In the run-up to the publication of my ballroom dancing novel, 'Perfect Partners', I've been thinking about the things that inspired me to want to write about dance, and realising that my fascination with the subject goes back a very long way. Unlike many of my childhood friends, I didn't take ballet classes, so apart from the odd country dance in the school gym when it was too rainy for outdoor play, I didn't do a lot of dancing until I took my first ballroom class, aged sixteen. Having said that, though, I can trace my interest back much further than that, to a book by that most beloved of children's authors, Noel Streatfield.
I wonder which book came to mind for you when I mentioned that name? Usually when I talk to people about Noel Streatfield, their eyes light up and they respond with fond memories of the Fossil children in 'Ballet Shoes', and it's true that is a wonderful book, but it's not the one that I've returned to time and again. The book I loved and read so much that I ended up with two copies - a pristine one to admire and my old tattered copy to return to when I need a fix of inspiration - is 'White Boots'. Which, technically, isn't about dancing at all, but about skating, although the similarity between the two is evident from the very similar places which 'Strictly Come Dancing' and 'Dancing on Ice' occupy in the hearts of the British viewing public.
Long before either of these programmes existed, I was enthralled time and again with Streatfield's story of frail shopkeeper's daughter Harriet who takes up skating while convalescing from an illness and soon attracts the attention of junior skating star Lalla Moore. The friendship and the developing rivalry between the two girls kept me on the edge of my seat throughout. As a child, I loved reading about Harriet's growing enthusiasm for skating and her surprise at discovering her talent for it, and comparing this to the shock it was to talented Lalla when for the first time she faced a step that was beyond her capability. As an adult, I became more aware of how sensitively Streatfield handles the class divide between the two girls, and digs deeply into the challenges facing an ordinary family when they discover their child has an extraordinary talent... for a sport usually saved for much more privileged families.

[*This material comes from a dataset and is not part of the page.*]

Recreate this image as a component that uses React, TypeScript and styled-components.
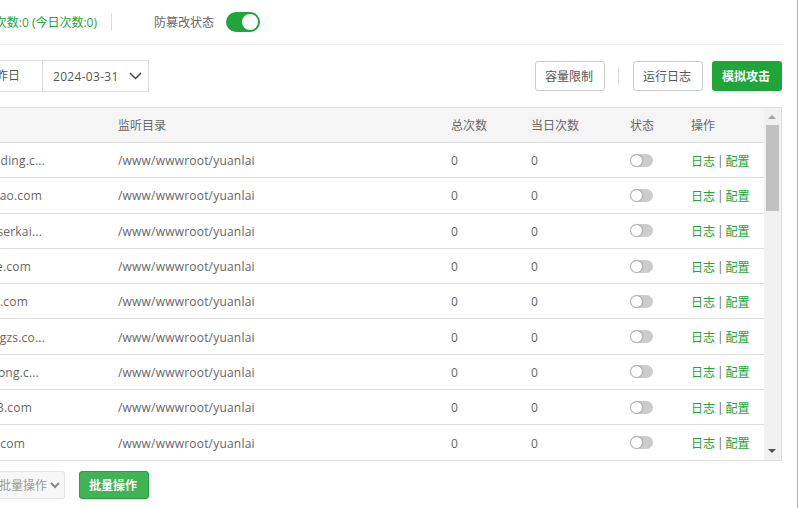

Although I wasn't conscious of it when I was writing 'Perfect Partners', I can't help thinking that when I described Lisa's struggles to fit her passion for dance around a very necessary day job, I was casting her slightly in the mould of the 'ordinary' Johnsons, and when I decided that my hero, Redmond, took up dancing while convalescing from a football injury, that too might have owed something to an echo of Streatfield's delightful story.